We prove a scale-invariant boundary Harnack principle (BHP) on inner uniform domains in metric measure spaces. We prove our result in the context of strictly local, regular, symmetric Dirichlet spaces, without assuming that the Dirichlet form induces a metric that generates the original topology on the metric space. Thus, we allow the underlying space to be fractal, e.g. the Sierpinski gasket.

#### Generalise $q$ dimension of self-affine set on Heisenberg group

We studied the generalized $q$-dimension of measures supported by Heisenberg self-affine sets in Heisenberg group, and we obtained bounds for it which are valid for ‘almost all’ classes of affine contractions. Especially, when $1<q\le 2$, exact values are established for Heisenberg self-affine measures.

#### Anderson localisation on the Sierpinski triangle

Filoche's and Mayboroda's theory demonstrate that both weak and Anderson localization originate from the same universal mechanism. This theory allows one to predict some localization properties, like the confining regions. We apply this theory to the case of the Sierpinski triangle and present our results.

#### Using Peano curves to contstruct Laplacians on fractals

We describe a new method to construct Laplacians on fractals using a Peano curve from the circle onto the fractal, extending an idea that has been used in the case of certain Julia sets. The Peano curve allows us to visualize eigenfunctions of the Laplacian by graphing the pullback to the circle. We study in detail three fractals: the pentagasket, the octagasket and the magic carpet. We also use the method for two nonfractal self-similar sets, the torus and the equilateral triangle, obtaining appealing new visualizations of eigenfunctions on the triangle. In contrast to the many familiar pictures of approximations to standard Peano curves, that do no show self-intersections, our descriptions of approximations to the Peano curves have self-intersections that play a vital role in constructing graph approximations to the fractal with explicit graph Laplacians that give the fractal Laplacian in the limit.

#### Differential equations on cubic Julia sets

The fractals REU in Cornell has successfully defined a Laplacian for several quadratic and cubic Julia sets, by approximating them as the limits of finite graphs and studying the subdivision rules governing the evolution of the graphs. This technique relied on the graphs subdividing in a nice way. However, complications arise for less well-behaved Julia sets. We will address how to resolve some of these complications by the methods of “procrastination” and taking limits, focusing specifically on cubic Julia sets. We will give specific examples of such Julia sets and analyze the spectra of their Laplacians.

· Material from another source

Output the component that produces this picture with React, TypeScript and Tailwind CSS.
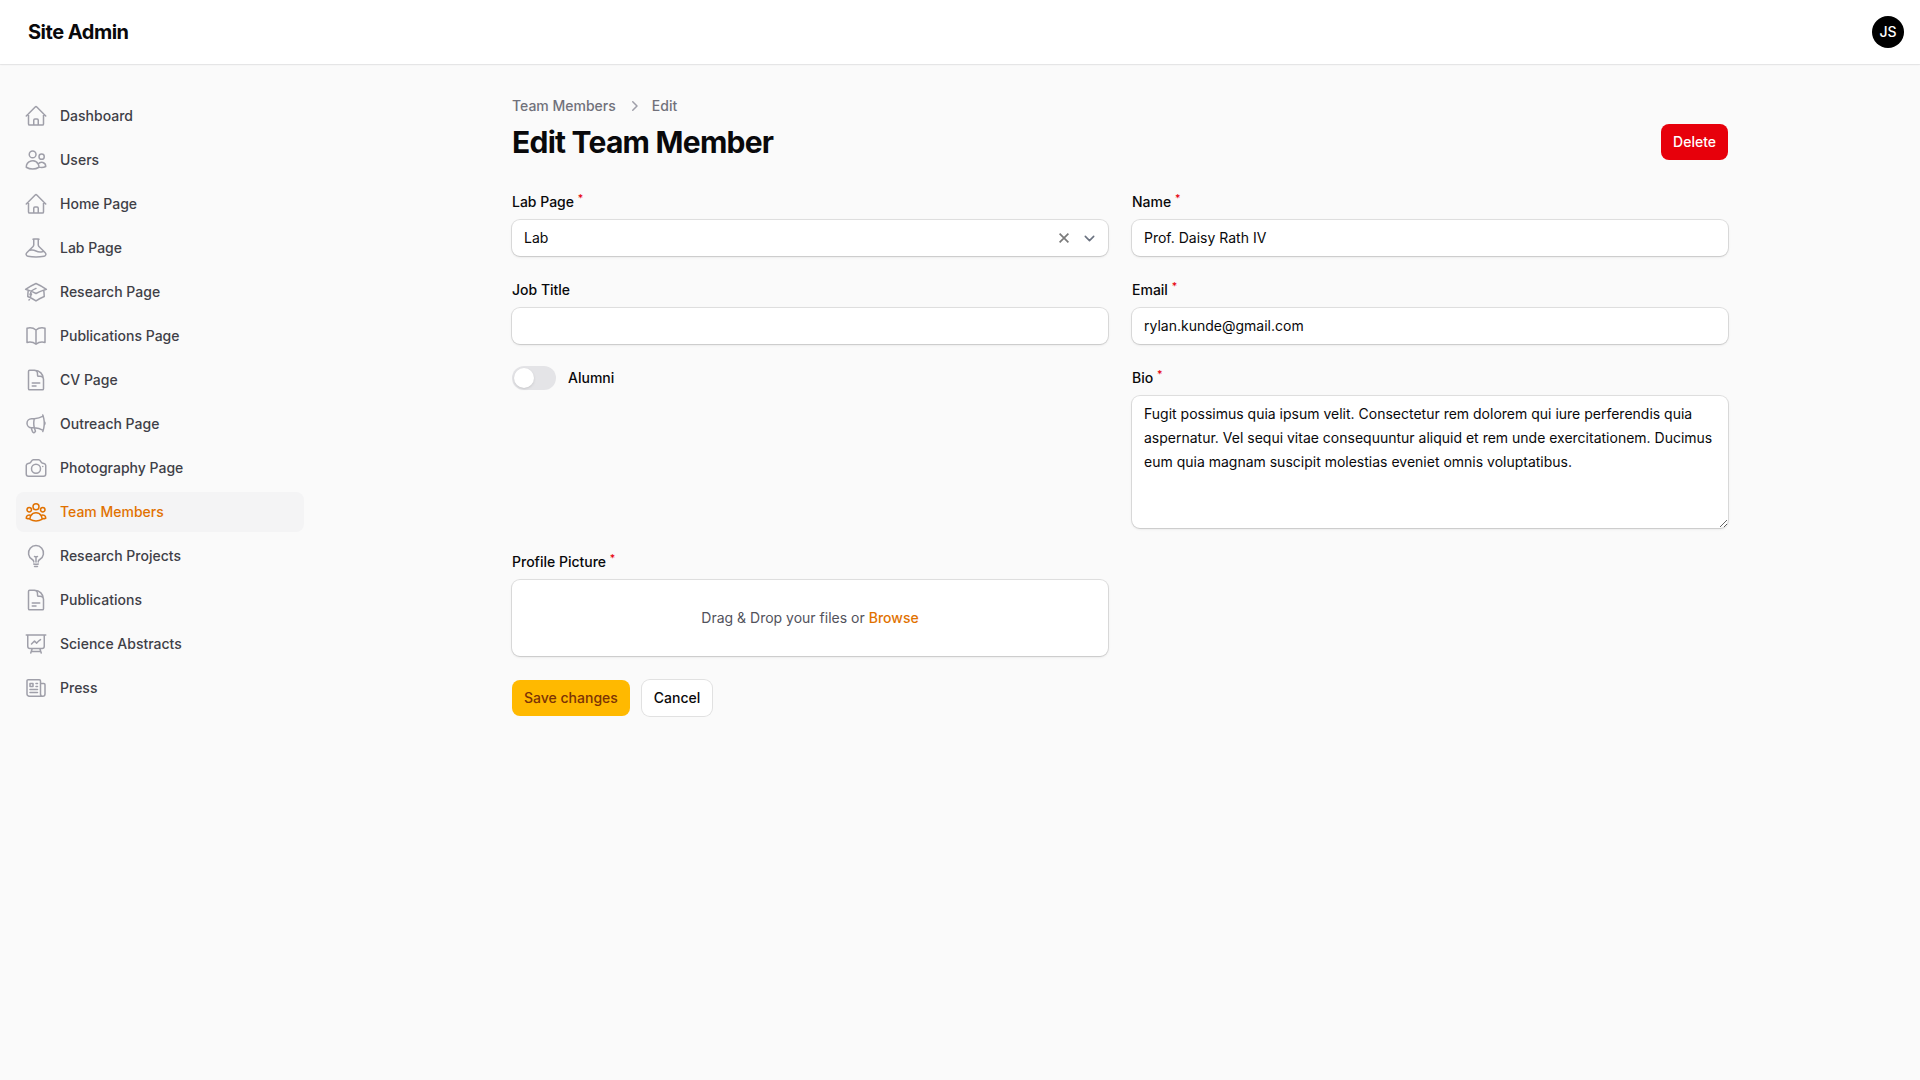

#### Extensions and their minimizations on the Sierpinski gasket

In classical analysis one studies the finite variants of the Whitney extension theorem in which certain data is prescribed on a finite set of points in the Euclidean space and then extended by minimizing certain norms. In a similar vein, in this work, we study the extension problem on the Sierpinski Gasket ($SG$). We consider minimizing the functionals $\mathcal{E}_{\lambda}(f) = \mathcal{E}(f,f) + \lambda \int f^2 d \mu$ and $\int_{SG} |\Delta f(x)|^2 d \mu (x)$ with prescribed values at a finite set of points where $\mathcal{E}$ denotes the energy (the analog of $\int |\nabla f|^2$ in Euclidean space) and $\mu$ denotes the standard self-similiar measure on $SG$. In the first case, we explicitly construct the minimizer $f(x) = \sum_{i} c_i G_{\lambda}(x_i, x)$ for some constants $c_i$, where $G_{\lambda}$ is the resolvent for $\lambda \geq 0$. We minimize the energy over sets in $SG$ by calculating the explicit quadratic form $\mathcal{E}(f)$ of the minimizer $f$. We consider properties of this quadratic form for arbitrary sets and then analyze some specific sets. One such set we consider is the bottom row of a graph approximation of $SG$. For the bottom row, we describe both the quadratic form and a discretized form in terms of Haar functions. In both cases, we show the existence and uniqueness to the minimization problem and then study the fine properties of the unique minimizers. This is joint work with Pak-Hin Li, Nicholas Ryder and Robert S. Strichartz.

#### Fractal geometry and complex dimensions in metric measure spaces

While classical analysis dealt primarily with smooth spaces, much research has been done in the last half century on expanding the theory to the nonsmooth case. Metric Measure (MM) spaces are the natural setting for such analysis, and it is thus important to understand the geometry of subsets of such spaces. This talk will be an introductory survey, first of MM spaces that arise naturally in varying fields, and second an overview of the current theory of complex dimensions in both the one dimensional case and the more recent higher dimensional theory. This recent theory should naturally generalize to MM spaces (given an additional regularity condition), and we will show preliminary results in that direction.